The cumulative effects of ignoring global impacts and increasing the discount rate are dramatic. In the original Clean Power Plan, EPA estimated climate benefits of $20 billion in 2030 (using a three percent discount rate). The draft proposal to repeal the Clean Power Plan estimates climate benefits of just $0.5 billion in 2030.
4. Ignoring how low-cost clean energy means the Clean Power Plan will be even more affordable
In the two years since EPA finalized the Clean Power Plan, the plan’s goals have become even more achievable and low-cost than originally projected – thanks to electricity sector developments including the sharply declining costs of renewable energy.
But the new draft proposal has made no attempt to update its economic analysis, and does not appear to acknowledge that recent studies of the Clean Power Plan have found compliance costs are now much lower than EPA originally estimated.
Instead, Administrator Pruitt is proposing to repeal this life-saving, economically beneficial public health protection before even bothering to properly consider the latest data.
The recent report from the Institute for Policy Integrity highlights the falling costs of complying with the Clean Power Plan and points to several power sector developments that explain this trend.
The report presents several recent economic analyses conducted by independent, non-governmental entities that estimate substantially lower compliance costs than EPA projected in 2015. For instance, a June 2016 analysis by M.J. Bradley & Associates, using the same electric sector model as EPA but updating several inputs, finds that compliance would cost up to 84 percent less than EPA originally estimated.
EPA recognized and evaluated many of these precise studies as part of its Clean Power Plan deliberations. Yet for the sake of repealing the Clean Power Plan, Administrator Pruitt has decided to ignore these studies.
America deserves better
The Clean Power Plan is the most significant step the U.S. has ever taken to address the crisis of climate change.
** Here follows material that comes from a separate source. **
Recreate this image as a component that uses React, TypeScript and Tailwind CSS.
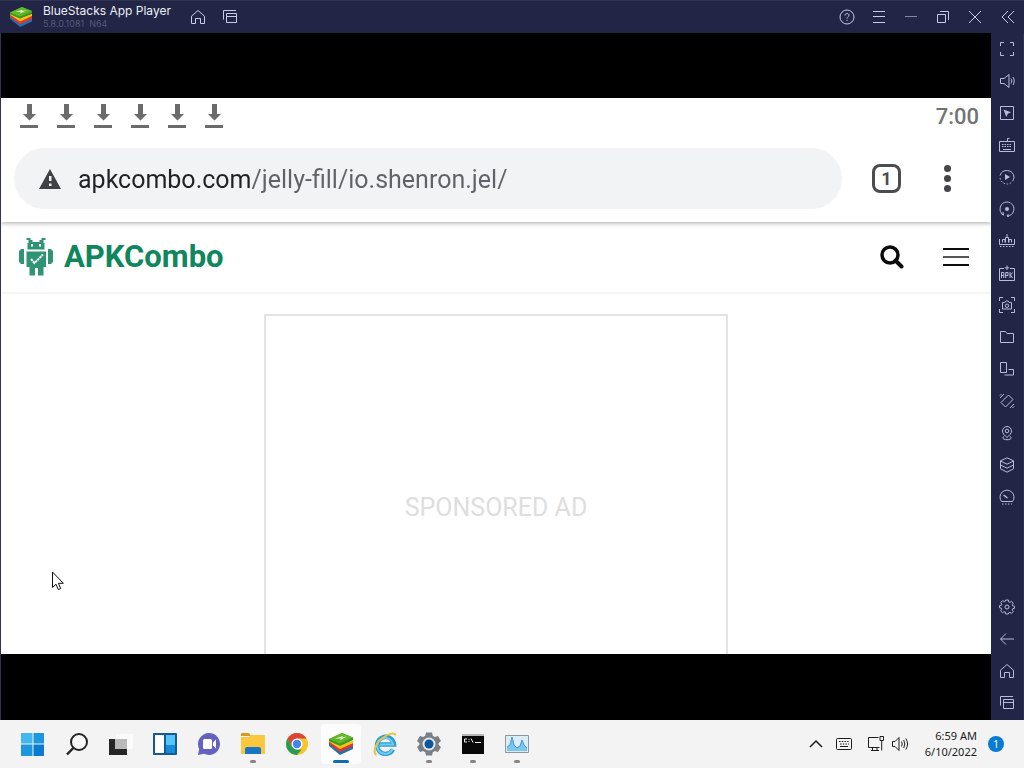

Once fully implemented, it will provide enormous public health benefits – making Americans safer, healthier, and more productive.
If Administrator Pruitt is intent on rolling back a life-saving protection for human health and the environment, the American people at least deserve an honest evaluation based on the best available data.
Unfortunately, it looks like he’s using underhanded maneuvers and deceptive accounting gimmicks to justify rescinding the Clean Power Plan instead – and the consequences for the health and safety of Americans will be all too real for decades to come.